Mas se render à dor não significa desistir de lutar, entregar-se, desistir de ser feliz nem desistir da vida. Isto seria interpretar ao pé da letra e de forma injusta nossas palavras. Render-se significa que aquilo em que estamos insistindo talvez não esteja funcionando; que talvez tenhamos que mudar a direção de nossas vidas.

 

Render-se à dor, por outro lado, pode ser, para determinadas pessoas, uma necessidade de não mais se autossabotarem, romper com o padrão de desistirem ao contato com os primeiros obstáculos. Porque pode ser que, para algumas pessoas, o padrão de comportamento que gera a dor seja exatamente este: a falta de insistência, de perseverança, de força de vontade para vencer.

 

Por isso que não se pode generalizar regras, prescrever receitas fáceis para problemas complexos. Pois há pessoas em que a dor vem dizer exatamente o oposto: “pare de insistir nesse caminho”.  É como a metáfora do aguilhão, uma espécie de espeto que os pastores de ovelhas utilizavam para cutucar as ovelhas desgarradas do rebanho, aquelas que se afastavam do caminho. Quanto mais a ovelha insistir em sair do caminho, mais ela sofre o aguilhão que a espeta para retornar ao rebanho.

 

Render-se à dor é especialmente despir-se de todo orgulho, perceber-se como aprendiz da vida, e não como aquela pessoa que já tem todas as respostas. Gosto muito da metáfora da taça cheia, da sabedoria oriental, representando aquelas pessoas que, por já estarem tão cheias de conhecimentos e de falsa sabedoria, não estão dispostas a receber o líquido precioso, a água pura dos novos conhecimentos que podem ser adquiridos com as lições que a vida nos traz.

 

Como saber o recado que a vida nos dá por meio da dor? Ouvindo a voz interior da consciência. Mas não a voz que nos julga, nos condena, nos oprime; nem a voz que nos elogia, nos enaltece ou nos faz ter fantasias sobre nós mesmos. Essa ainda não é a voz da consciência.

 

Falo de uma voz que é calma, amorosa, serena.
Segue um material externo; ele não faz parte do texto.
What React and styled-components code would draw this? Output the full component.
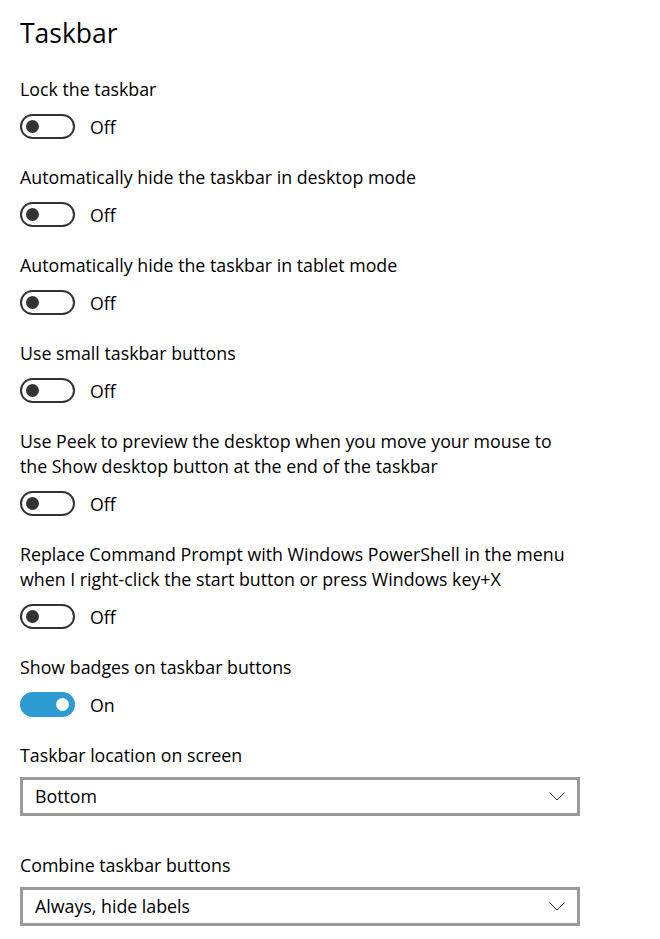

Só é possível escutá-la quando cessamos o burburinho das justificativas, dos medos, dos julgamentos, das ilusões, fantasias que usamos para fugir de nós mesmos, quando aceitamos, enfim, a dor. Ou seja, quando nos rendemos a ela, para então nos reerguermos como a pessoa que realmente somos, mais forte, mais pura, mais real. Menos idealizada, porém mais realizada. Pois olhamos de frente para a nossa verdade interior, sem o peso das máscaras que carregamos penosamente há tanto tempo.